Written instruction:
Sift the material for lines containing "with", and return them.

Records for this exercise:
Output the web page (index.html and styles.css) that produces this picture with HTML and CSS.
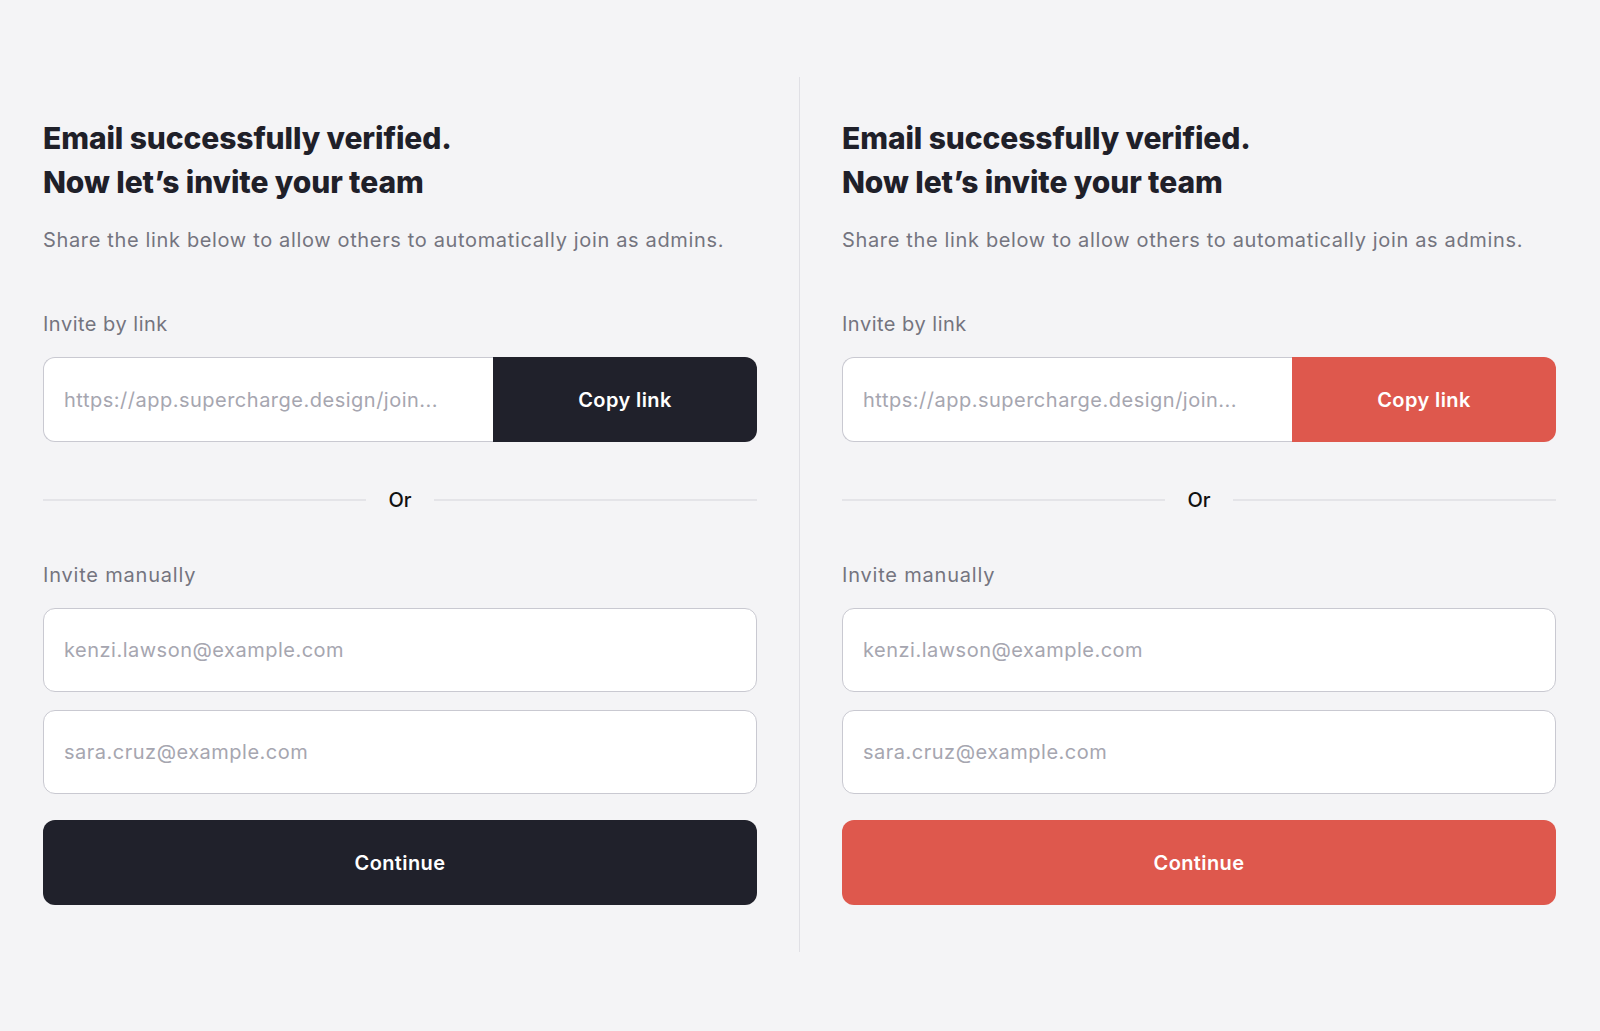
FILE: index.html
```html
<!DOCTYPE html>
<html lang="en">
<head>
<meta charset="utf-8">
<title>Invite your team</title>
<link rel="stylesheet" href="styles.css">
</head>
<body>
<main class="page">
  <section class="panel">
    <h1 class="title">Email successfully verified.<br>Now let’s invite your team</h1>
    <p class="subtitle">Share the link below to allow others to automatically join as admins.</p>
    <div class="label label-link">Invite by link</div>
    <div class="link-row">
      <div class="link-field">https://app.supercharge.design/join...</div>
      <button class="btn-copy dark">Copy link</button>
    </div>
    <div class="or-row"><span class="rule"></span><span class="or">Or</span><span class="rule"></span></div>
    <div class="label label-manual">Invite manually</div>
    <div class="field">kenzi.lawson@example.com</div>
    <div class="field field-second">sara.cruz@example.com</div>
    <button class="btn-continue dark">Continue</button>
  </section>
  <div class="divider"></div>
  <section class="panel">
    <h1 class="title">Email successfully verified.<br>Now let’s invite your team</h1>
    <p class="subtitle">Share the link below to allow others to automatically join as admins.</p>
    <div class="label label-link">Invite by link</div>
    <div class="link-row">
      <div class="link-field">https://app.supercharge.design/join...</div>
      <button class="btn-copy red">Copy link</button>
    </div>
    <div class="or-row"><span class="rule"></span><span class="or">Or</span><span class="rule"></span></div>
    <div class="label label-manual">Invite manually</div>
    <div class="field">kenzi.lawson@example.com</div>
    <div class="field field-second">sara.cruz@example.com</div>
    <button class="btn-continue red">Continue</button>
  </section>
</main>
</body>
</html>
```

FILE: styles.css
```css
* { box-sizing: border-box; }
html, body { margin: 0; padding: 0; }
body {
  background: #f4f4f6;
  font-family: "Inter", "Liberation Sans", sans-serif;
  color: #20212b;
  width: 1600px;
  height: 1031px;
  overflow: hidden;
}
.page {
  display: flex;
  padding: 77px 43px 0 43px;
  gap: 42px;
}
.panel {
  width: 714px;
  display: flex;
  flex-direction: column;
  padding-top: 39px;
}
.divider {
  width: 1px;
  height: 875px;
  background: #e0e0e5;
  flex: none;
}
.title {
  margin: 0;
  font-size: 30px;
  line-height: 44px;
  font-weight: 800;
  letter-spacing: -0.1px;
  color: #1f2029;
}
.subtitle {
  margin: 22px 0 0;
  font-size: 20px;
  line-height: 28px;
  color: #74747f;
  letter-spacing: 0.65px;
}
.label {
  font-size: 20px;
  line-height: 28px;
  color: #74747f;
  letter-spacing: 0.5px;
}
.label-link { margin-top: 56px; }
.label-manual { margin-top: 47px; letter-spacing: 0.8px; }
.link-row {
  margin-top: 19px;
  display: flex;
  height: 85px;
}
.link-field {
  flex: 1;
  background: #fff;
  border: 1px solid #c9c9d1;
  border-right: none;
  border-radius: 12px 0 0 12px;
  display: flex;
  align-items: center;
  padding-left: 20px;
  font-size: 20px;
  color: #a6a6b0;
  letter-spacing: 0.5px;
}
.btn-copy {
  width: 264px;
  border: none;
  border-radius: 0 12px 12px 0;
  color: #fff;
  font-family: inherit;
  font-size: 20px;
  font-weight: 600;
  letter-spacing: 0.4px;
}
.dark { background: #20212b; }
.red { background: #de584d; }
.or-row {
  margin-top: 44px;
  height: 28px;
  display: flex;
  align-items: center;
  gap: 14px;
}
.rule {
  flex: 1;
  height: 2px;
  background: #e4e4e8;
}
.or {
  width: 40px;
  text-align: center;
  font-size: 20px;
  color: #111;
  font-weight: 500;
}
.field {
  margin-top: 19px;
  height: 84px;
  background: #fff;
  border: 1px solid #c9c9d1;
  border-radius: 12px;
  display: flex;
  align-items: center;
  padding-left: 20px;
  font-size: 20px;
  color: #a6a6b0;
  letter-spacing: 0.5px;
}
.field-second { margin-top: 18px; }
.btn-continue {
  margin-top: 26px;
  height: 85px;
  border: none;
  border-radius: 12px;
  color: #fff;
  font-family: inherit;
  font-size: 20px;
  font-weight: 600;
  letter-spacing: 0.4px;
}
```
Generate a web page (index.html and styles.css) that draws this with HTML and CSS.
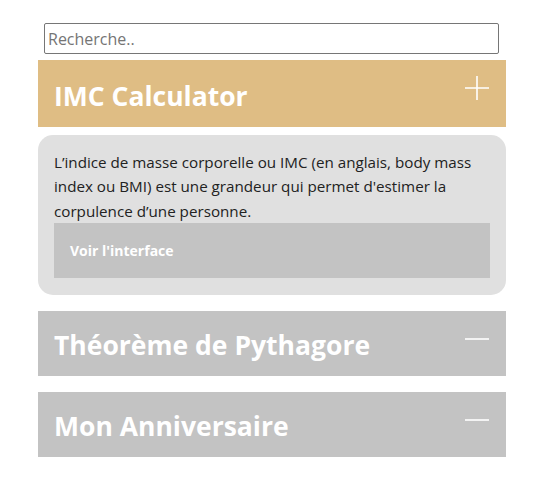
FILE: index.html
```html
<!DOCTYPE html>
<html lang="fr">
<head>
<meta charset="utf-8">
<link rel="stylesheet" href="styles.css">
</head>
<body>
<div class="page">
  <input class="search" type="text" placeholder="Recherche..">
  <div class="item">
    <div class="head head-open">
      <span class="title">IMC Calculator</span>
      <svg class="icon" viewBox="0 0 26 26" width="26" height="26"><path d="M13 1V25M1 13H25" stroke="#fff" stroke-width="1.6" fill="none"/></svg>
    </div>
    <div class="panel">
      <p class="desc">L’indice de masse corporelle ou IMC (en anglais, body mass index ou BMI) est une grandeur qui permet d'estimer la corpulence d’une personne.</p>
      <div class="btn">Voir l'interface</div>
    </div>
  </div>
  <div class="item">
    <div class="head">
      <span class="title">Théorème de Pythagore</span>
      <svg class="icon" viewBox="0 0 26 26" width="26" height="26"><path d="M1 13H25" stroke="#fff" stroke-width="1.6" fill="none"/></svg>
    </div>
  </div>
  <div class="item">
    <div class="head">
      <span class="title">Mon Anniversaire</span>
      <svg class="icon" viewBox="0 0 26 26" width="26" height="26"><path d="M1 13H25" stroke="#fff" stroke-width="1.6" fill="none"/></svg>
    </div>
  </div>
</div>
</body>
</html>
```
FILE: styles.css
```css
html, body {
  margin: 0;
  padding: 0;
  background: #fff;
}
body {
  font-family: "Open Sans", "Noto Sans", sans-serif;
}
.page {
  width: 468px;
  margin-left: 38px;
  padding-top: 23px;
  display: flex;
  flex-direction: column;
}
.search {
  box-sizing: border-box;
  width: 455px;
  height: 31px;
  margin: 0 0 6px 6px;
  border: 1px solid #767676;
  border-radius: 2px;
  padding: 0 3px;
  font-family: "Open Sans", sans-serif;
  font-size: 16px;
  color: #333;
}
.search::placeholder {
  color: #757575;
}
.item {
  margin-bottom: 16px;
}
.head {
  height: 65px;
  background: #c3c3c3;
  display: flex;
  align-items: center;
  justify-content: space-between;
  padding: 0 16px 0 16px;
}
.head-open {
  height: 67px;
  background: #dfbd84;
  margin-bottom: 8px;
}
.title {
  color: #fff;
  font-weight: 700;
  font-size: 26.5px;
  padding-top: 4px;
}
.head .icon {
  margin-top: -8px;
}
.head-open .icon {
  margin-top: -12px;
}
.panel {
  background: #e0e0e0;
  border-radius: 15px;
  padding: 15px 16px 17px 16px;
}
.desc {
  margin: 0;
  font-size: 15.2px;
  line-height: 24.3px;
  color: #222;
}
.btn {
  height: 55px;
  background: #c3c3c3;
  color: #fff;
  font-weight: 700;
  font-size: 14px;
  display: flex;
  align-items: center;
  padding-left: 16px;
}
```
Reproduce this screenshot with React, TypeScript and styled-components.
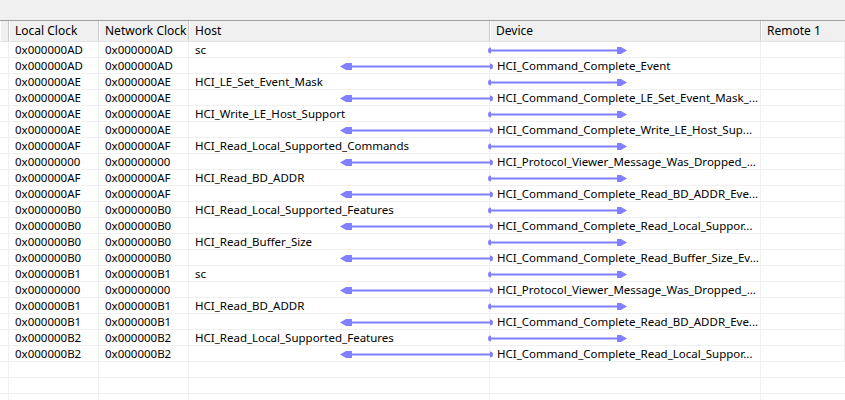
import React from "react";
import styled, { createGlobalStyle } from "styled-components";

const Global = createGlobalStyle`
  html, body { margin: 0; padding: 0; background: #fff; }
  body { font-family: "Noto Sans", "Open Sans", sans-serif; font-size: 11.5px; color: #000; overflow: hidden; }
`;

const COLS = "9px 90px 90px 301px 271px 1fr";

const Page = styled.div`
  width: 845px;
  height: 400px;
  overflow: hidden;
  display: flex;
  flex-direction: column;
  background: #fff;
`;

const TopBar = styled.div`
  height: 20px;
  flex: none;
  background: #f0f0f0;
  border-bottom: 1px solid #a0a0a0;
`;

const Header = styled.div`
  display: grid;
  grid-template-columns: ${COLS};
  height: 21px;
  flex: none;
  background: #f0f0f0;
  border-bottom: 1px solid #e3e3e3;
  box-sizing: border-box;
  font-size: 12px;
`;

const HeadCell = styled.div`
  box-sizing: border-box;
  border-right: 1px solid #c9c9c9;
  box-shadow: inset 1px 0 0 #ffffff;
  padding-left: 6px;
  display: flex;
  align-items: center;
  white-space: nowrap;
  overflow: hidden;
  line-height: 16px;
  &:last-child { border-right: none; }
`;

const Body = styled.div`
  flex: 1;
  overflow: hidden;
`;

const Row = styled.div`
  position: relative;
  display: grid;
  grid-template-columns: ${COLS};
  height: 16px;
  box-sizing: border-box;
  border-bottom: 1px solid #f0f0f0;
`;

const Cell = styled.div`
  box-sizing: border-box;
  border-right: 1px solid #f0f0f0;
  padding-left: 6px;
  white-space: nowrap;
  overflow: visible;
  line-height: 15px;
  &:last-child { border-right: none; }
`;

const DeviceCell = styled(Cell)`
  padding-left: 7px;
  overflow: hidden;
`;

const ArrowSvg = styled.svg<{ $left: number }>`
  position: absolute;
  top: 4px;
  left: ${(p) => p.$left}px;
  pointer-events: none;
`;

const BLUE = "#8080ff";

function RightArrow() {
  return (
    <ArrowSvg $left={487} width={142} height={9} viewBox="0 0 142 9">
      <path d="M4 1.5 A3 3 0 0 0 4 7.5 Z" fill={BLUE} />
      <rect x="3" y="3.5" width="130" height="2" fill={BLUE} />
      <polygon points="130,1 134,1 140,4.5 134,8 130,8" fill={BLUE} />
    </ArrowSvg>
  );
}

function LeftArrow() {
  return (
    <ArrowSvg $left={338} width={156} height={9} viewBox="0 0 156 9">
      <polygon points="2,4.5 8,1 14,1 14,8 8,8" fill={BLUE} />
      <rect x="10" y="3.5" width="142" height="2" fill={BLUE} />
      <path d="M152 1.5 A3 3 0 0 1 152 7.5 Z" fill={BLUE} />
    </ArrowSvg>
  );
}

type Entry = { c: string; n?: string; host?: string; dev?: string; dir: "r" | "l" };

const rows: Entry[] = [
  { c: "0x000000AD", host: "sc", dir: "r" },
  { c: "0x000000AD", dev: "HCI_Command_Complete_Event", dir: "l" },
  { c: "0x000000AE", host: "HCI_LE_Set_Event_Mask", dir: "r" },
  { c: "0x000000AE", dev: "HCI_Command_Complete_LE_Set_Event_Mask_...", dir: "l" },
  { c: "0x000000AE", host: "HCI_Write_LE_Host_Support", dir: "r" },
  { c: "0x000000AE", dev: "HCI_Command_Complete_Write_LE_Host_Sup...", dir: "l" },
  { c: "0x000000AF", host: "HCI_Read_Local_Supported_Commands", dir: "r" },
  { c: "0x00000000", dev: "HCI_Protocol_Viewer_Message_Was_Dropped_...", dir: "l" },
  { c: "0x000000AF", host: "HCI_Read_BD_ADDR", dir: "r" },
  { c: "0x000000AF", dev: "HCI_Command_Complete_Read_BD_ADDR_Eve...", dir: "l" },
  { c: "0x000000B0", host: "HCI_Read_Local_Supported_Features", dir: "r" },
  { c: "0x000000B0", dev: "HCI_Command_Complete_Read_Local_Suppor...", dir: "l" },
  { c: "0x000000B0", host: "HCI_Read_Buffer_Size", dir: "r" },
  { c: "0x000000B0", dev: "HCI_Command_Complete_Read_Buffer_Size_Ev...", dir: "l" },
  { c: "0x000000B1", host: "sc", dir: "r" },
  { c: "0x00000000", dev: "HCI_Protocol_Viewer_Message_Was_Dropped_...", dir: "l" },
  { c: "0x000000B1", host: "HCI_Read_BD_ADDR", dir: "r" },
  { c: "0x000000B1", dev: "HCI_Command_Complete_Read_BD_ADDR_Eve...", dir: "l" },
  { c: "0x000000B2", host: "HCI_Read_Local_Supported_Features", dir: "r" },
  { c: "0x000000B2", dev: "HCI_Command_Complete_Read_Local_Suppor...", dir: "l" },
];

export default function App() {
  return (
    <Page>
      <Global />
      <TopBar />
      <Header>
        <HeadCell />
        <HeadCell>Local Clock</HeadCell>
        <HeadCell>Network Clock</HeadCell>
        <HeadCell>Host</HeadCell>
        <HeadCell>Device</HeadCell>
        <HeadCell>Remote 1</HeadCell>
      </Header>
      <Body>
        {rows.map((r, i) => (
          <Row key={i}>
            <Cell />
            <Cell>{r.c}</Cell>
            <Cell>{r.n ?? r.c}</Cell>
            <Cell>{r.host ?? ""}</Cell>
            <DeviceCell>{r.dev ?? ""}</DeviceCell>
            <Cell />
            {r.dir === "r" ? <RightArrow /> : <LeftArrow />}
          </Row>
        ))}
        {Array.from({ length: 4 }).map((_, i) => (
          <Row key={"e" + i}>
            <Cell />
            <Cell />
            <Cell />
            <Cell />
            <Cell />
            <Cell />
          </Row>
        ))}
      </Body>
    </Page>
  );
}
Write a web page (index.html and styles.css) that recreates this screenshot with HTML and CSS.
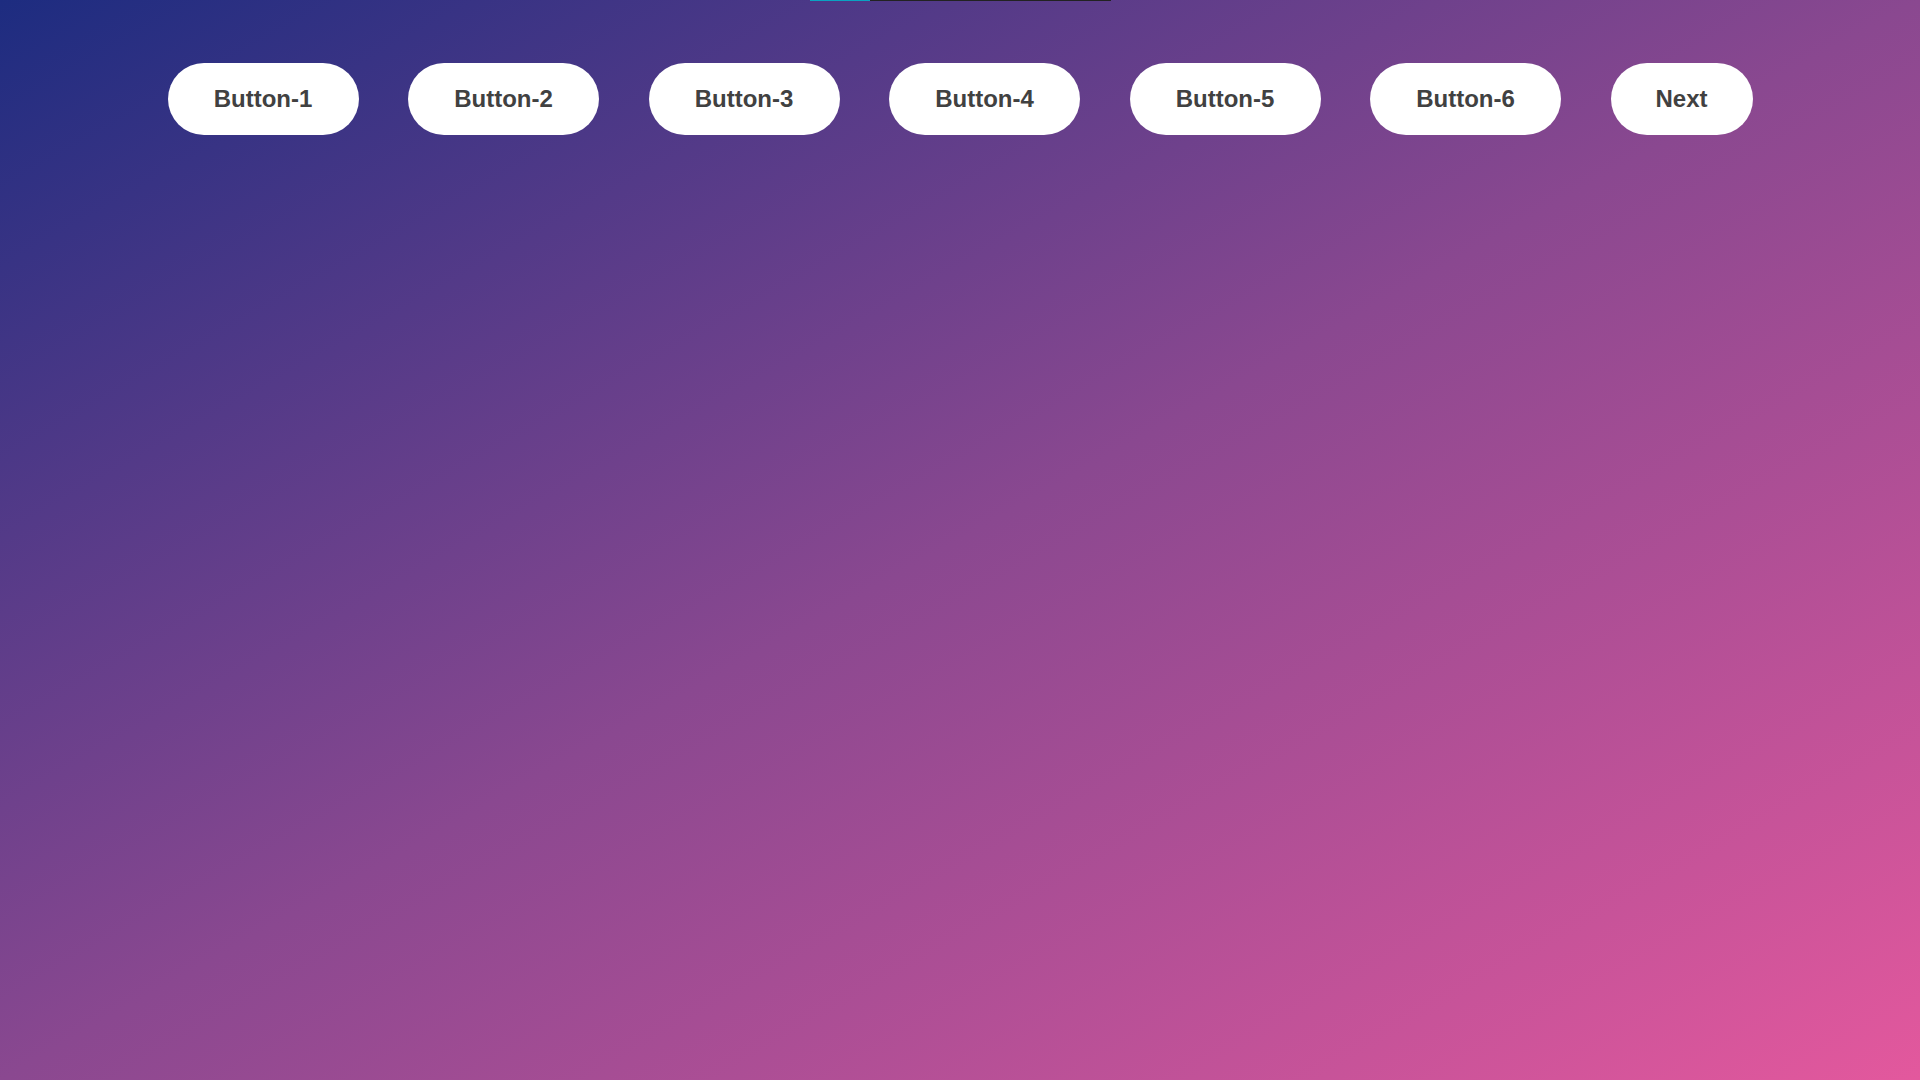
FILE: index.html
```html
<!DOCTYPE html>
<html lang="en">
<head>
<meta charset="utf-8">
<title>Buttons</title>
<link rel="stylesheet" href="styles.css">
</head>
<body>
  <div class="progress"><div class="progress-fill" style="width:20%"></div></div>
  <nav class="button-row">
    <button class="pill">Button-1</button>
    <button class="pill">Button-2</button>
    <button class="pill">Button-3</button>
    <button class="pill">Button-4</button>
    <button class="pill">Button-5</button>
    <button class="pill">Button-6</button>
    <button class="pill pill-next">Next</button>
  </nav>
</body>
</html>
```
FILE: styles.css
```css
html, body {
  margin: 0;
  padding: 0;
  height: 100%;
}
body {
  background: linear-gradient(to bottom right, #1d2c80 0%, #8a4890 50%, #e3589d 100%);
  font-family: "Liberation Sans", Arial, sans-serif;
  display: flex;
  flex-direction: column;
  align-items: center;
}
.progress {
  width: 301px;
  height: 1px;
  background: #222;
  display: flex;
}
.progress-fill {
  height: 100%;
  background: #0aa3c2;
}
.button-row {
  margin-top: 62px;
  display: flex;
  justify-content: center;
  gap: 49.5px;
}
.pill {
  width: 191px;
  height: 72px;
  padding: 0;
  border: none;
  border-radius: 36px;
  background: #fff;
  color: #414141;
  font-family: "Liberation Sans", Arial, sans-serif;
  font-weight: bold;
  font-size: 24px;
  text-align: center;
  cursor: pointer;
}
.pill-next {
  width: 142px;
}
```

Finished task:
Output the web page (index.html and styles.css) that produces this picture with HTML and CSS.
Generate a web page (index.html and styles.css) that draws this with HTML and CSS.
Reproduce this screenshot with React, TypeScript and styled-components.
Write a web page (index.html and styles.css) that recreates this screenshot with HTML and CSS.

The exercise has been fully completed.